EXERCISE REQUIREMENTS: Copy out all lines carrying the word "this".

PROVIDED INFORMATION:
++++++

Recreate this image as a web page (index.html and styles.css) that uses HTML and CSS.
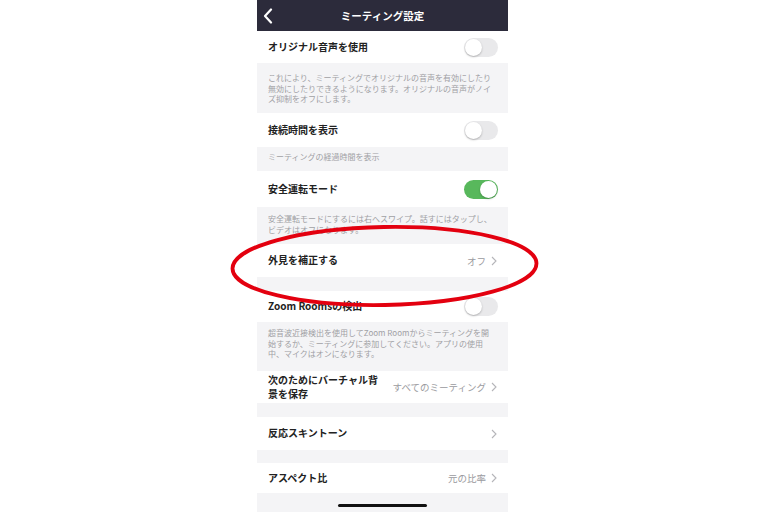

++++++

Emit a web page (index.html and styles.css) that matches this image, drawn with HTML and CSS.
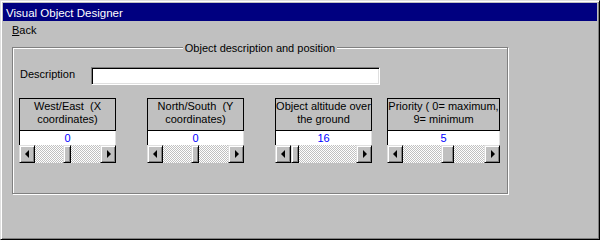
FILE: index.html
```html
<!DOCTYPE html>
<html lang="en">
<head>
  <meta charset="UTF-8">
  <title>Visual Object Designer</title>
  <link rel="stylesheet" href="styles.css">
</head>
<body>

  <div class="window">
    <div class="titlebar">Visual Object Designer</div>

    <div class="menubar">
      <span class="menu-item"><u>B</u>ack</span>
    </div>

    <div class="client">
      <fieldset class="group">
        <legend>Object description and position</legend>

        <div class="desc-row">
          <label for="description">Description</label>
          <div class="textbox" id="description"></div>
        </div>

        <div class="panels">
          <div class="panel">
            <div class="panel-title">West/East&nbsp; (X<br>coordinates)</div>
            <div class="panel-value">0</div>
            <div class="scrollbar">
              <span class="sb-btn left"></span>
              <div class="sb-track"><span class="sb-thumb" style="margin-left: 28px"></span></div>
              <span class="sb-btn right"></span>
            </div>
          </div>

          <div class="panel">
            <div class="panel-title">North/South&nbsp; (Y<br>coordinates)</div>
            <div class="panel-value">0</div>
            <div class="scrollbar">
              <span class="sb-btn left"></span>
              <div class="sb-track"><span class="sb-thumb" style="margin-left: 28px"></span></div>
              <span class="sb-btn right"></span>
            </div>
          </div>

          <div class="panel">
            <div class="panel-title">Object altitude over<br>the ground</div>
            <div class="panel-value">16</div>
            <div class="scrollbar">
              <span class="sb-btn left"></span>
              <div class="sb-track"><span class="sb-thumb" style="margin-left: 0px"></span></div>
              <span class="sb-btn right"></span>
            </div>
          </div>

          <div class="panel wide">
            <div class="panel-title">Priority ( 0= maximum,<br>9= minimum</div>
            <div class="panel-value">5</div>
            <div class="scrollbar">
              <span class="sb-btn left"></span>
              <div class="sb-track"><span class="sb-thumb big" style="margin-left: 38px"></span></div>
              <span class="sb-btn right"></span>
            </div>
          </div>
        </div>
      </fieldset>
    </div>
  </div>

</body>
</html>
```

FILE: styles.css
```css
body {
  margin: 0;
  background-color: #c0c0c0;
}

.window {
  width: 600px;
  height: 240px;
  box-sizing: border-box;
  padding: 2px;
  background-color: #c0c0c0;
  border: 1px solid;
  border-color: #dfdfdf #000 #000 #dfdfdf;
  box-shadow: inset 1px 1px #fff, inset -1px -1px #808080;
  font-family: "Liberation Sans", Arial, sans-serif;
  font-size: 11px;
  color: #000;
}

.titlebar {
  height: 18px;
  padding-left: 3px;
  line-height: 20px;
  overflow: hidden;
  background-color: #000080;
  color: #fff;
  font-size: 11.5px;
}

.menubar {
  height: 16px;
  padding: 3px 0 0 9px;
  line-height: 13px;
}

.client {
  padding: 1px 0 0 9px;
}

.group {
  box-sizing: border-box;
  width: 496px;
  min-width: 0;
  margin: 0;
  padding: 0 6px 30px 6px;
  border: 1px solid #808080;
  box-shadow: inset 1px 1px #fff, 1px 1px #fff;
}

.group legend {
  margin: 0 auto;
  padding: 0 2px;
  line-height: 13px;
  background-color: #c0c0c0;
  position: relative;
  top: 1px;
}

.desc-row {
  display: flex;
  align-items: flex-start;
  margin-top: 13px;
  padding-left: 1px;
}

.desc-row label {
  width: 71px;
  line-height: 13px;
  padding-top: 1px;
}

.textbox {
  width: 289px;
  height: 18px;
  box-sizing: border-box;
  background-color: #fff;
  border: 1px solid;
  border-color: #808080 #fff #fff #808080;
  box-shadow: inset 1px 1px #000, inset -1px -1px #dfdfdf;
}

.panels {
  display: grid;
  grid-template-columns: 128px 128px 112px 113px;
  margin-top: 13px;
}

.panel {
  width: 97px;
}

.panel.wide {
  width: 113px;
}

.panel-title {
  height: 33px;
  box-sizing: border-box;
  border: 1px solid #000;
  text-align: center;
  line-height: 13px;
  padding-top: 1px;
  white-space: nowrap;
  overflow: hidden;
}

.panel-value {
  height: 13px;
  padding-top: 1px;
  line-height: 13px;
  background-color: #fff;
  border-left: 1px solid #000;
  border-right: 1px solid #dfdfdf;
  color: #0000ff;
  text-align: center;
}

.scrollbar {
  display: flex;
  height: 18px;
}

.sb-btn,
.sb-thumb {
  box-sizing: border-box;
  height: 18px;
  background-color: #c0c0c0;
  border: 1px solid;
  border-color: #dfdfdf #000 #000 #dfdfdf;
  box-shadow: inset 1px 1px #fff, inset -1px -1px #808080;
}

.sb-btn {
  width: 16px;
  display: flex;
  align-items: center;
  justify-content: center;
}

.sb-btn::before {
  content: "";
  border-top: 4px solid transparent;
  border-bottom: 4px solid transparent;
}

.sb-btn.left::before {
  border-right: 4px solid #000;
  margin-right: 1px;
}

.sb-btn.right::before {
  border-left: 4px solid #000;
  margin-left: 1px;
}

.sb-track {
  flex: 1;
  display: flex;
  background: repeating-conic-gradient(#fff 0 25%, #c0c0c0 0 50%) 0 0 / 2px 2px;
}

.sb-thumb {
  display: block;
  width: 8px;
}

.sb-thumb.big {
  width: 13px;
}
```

++++++

OUTPUT:
Recreate this image as a web page (index.html and styles.css) that uses HTML and CSS.
Emit a web page (index.html and styles.css) that matches this image, drawn with HTML and CSS.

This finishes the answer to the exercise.